Today I drove a car. It was white with a red and black interior. It was expensive, but nothing special. It was a car.
(Full disclosure: I drove all the way up to Columbus to get iPod integration installed in my 128i. I handed the dealer my car and they gave me the key to this 328i xDrive Sedan. After 3 hours I returned to the dealer only for them to tell me that as it turns out, they couldn’t actually install the iPod integration, but they washed my car and gave me a tank of gas for my troubles.)
I was looking forward to driving a new BMW and seeing if it still had that BMWness that we’ve all grown accustomed to over the years. Key word, “was.” Then I got in, started the car, pulled forward, turned the wheel and felt nothing. Seriously, there is numb steering and then there is no feeling. The wheel turned with no resistance as the front wheels turned in a corresponding direction. Off to a great start.
So I set the satellite radio to Liquid Metal and began driving around Columbus. The car had navigation and voice controls. I experimented with it and said as clearly as I could, “Cabela’s.” To which the computer responded, “There are no Bluetooth devices paired up, please enter a new command.” That worked just as well as I thought it would, so I tried again. This time the computer lady said, “That destination could not be found.” So I pulled over into a Tim Horton’s lot to find it via iDrive. Good news! iDrive no longer sucks donkey dick! I was able to figure it out and find Cabela’s quickly and proceeded onward.
On my way I tried out the various driving modes. Switching from the default comfort mode to sport mode added some weight to the steering wheel but no actual feeling, which was disappointing. Then I tried Eco Pro mode, which also did...nothing. Start stop is on in all of those modes, so I will now describe how it works. Come to a stop and the motor shuts off. Release the brake pedal and the car comes on. In the situations where you stop then roll forward and stop again the engine shuts off on the initial stop then fires back up and stays running as you stop again, regardless on how long you stop. Every time the motor restarts it is horribly noticeable and gave me a feeling like the clutch was slipping.

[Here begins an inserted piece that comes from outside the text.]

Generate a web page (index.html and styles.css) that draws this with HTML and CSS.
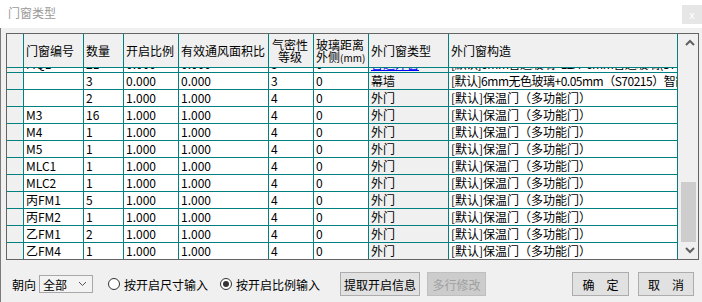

The only true way to defeat the start stop is to move the shifter into manual mode. So of course I had to try it.
Light turns green, I floor it and off it goes with no drama at all, just a surprisingly quick acceleration with a growly engine noise. Upshifts were fast and prompt, down shifts not so much. The steering wheel that these paddles are connected to was heated, leather wrapped, nice and thick with thumb rests, until you got above the thumb rests and it got awkwardly thin, and the paddle shifters wouldn’t let my man hands wrap around the wheel. I had to keep my ring and pinky fingers on the paddles at all times, even when I had no intentions of using them.
The red leather seats were very comfortable as BMW has always managed to make. The ride was as soft in all settings as the steering was numb. There was also a trunk.
This car was nothing special, it was just...a car. That’s all it was designed to be, something that a lot of people can get along with and think is pretty great. It is the U2 “Sunday Bloody Sunday” of cars.
Where as my 128i is Black Sabbath “Sabbath Bloody Sabbath” of cars.
It’s not something that was built for everyone, but I know which I’d rather drive any day.